B. Produce naming and descriptions

  1. It is a criminal offence10 to use any name or any other indication, in any manner, in connection with the sale of produce which is likely to give a false or misleading impression about its:11
    • nature
    • substance
    • quality
    • identity
    • class
    • grade
    • origin
    • properties
    • manner or place of production.
  2. If the Minister has prohibited the use of certain geographical, or other names and terms in connection with the sale or export of produce, it is an offence to contravene or fail to comply with the prohibition – including such conditions as it may embody.12

  3. No person may use any of the prescribed distinctive marks (or anything likely to create the impression that it is a distinctive mark) unless authorised by the Executive Officer. It is an offence to do otherwise.13

C. Prescribed fees

  1. The Executive Officer can charge you fees in respect of duties and functions he carries out to ensure your compliance with certain of the prohibitions in the Act. It is an offence if you refuse or fail to pay the fees.14

  2. Fees are also payable when you apply for approval to export produce, or sell any imported produce. If you refuse or fail to pay the fees at the prescribed time, it is an offence.15

  3. The same applies when you request approval to use an official ‘distinctive mark’ in respect of your produce.16 Fees are prescribed for such an application, and it is a criminal offence to fail or refuse to pay them.17

D. Permits and authorisations

  1. It is an offence to alter any permit, authorisation, approval, consent, certificate or other document issued in terms of the Act.18

  2. If you are required to be in possession of any such permit (etc.), you must also display it, and it is an offence not to do so.19

  3. It is an offence to forge, or cause to be forged, any document issued in terms of the Act.20

  4. The export of produce may be approved by the Executive Officer subject to certain terms and conditions. It is an offence to contravene or fail to comply with any such condition.21
  5. The import of produce may also be made subject to conditions, and may not even be removed from the port of entry unless and until the conditions are met. It is a crime to contravene or fail to comply with such a condition.22

  6. Any approval, authorisation or consent in terms of the Act can be granted subject to conditions. It is a crime to contravene or fail to comply with the prohibition.23
  1. As Amended; the latest amendment was effected by Act 63 of 1998. 

  2. Or his delegate. 

  3. Section 11(1)(d). 

  4. Section 11(1)(d) read with Section 3A(1)(b). 

  5. Section 11(1)(e). 

  6. Section 11(1)(f). 

  7. Section 11(1)(g). 

  8. Section 11(1)(h). 

  9. Section 11(1)(a) read with section 9. 

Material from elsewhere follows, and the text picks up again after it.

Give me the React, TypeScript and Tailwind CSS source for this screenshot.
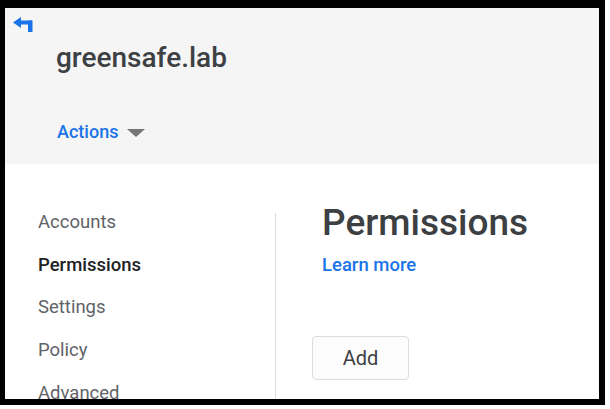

  10. It is also likely to constitute passing-off at common law. 

  11. Section 11 (1)(a) read with section 6. 

  12. Section 11(1)(a) read with section 6A. 

  13. Section 11 (1)(a) read with section 5(2)(c). 

  14. Section 11(1)(b) read with section 3(1A)(b)(i); 3A(4); section 4(2)(b); section 4A(3); section 5(3); section 10(2). 

  15. Section 11(1)(b) read with section 4A(3). 

  16. Distinctive marks can be prescribed for use in relation to the sale of produce, or export thereof, or the management control system or class, grade or production method of the produce, as the case may be. 

  17. Section 11(1)(b) read with section 5(3). 

  18. Section 11(1)(1). 

  19. Section 11(1)(j). 

  20. Section 11(1)(k). 

  21. Section 11(1)(c) read with section 4(3)(a)(i). 

  22. Section 11(1)(c) read with section 4A(1)(b). 

  23. Section 11(1)(c) read with section 16(3)(a).